La ville de Niamey : principal déboucher
Les produits finis, comme le gari, la farine de manioc ou le tapioca sont emballés pour être acheminés et vendus dans les grands centres urbains. À Niamey par exemple, les vendeurs des produits dérivés de la transformation du manioc occupent la ruelle du quartier nouveau marché. On les voit assis à l’ombre des parapluies, devant des grands bassins remplis soit de tapioca, gari ou farine de manioc, des sacs superposés les uns sur les autres à l’arrière des étals. Mme Olivia est une revendeuse. Elle explique qu’avant la fermeture des frontières, les produits étaient abondants et à moindre coût. Mais depuis ces événements, l’approvisionnement en gari, tapioca, farine est très compliqué, entraînant, du coup, la hausse des prix.
Aujourd’hui, bien qu’appréciés par la population, les prix de ces produits ne sont pas à la portée de toutes les bourses. Actuellement, le prix de la tasse de gari est à 1.500 FCFA, le tapioca consommé froid est à 1750 FCFA, le tapioca à l’eau chaude à 1500 FCFA contre 1000 FCFA la tasse du gari et de tapioca avant. Cette commerçante ajoute que par le passé, le sac de gari coûtait 50.000 FCFA voire 60.000 FCFA ; le sac de tapioca à 45.000FCFA, mais aujourd’hui le grand sac de gari, de tapioca coûte 90.000 FCFA. « Vraiment, ça serait magnifique pour nous, s’il existe une unité de production locale. Ça nous faciliterait l’approvisionnement et nous épargnerait les tracasseries car, il nous arrive d’être en rupture », affirme Mme Olivia.

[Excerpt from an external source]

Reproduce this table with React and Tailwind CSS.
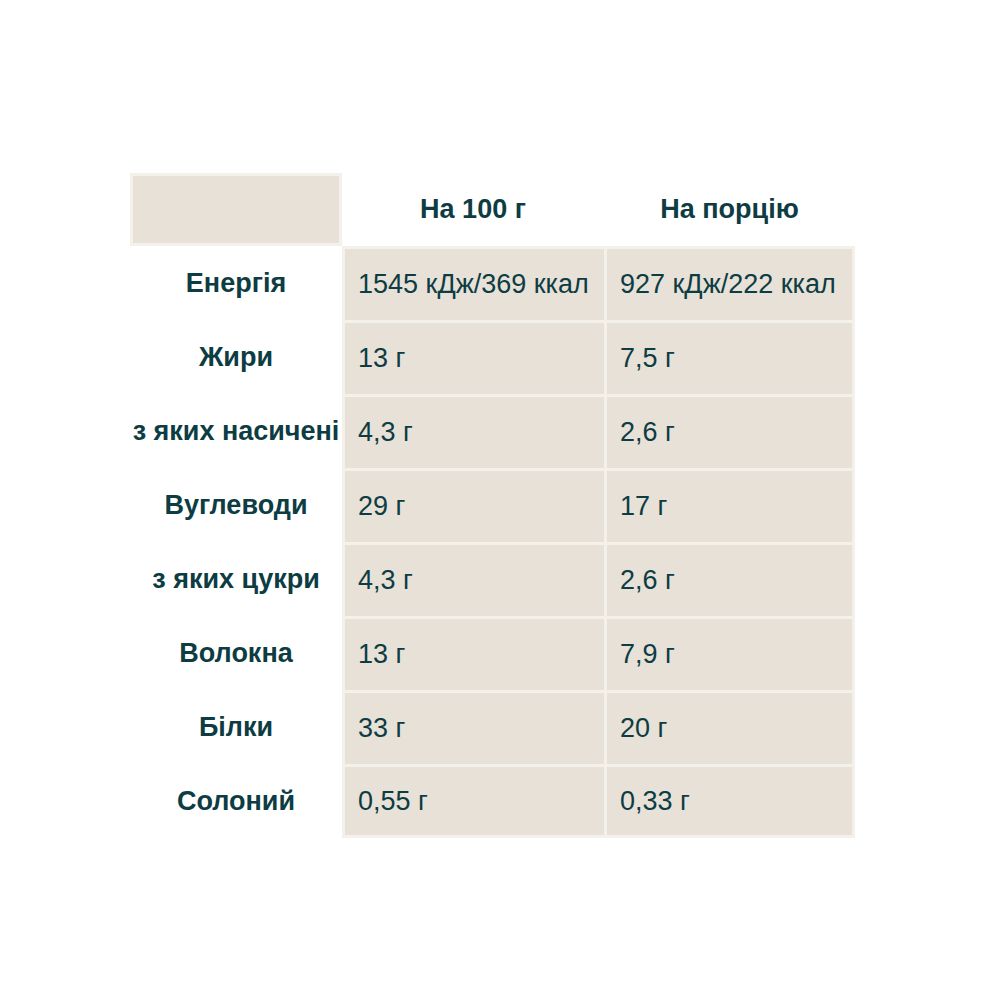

Le gari est aussi un élément important pour les restaurateurs qui exercent dans la ville de Niamey et à l’intérieur du pays. Ibrahim est restaurateur dans l’enceinte de l’Université Abdou Moumouni de Niamey où il prépare des plats à base ou avec du gari. Il déclare que la hausse des prix impacte fortement son commerce. A titre illustratif, il explique que par le passé, les clients pouvaient manger à satiété avec seulement la somme de cent cinquante (150) francs CFA dont le haricot de cent (100) francs et gari de cinquante (50) francs. « Mais de nos jours, la rareté du produit fait que le plat est passé à deux cent (200) francs CFA », souligne le jeune Ibrahim.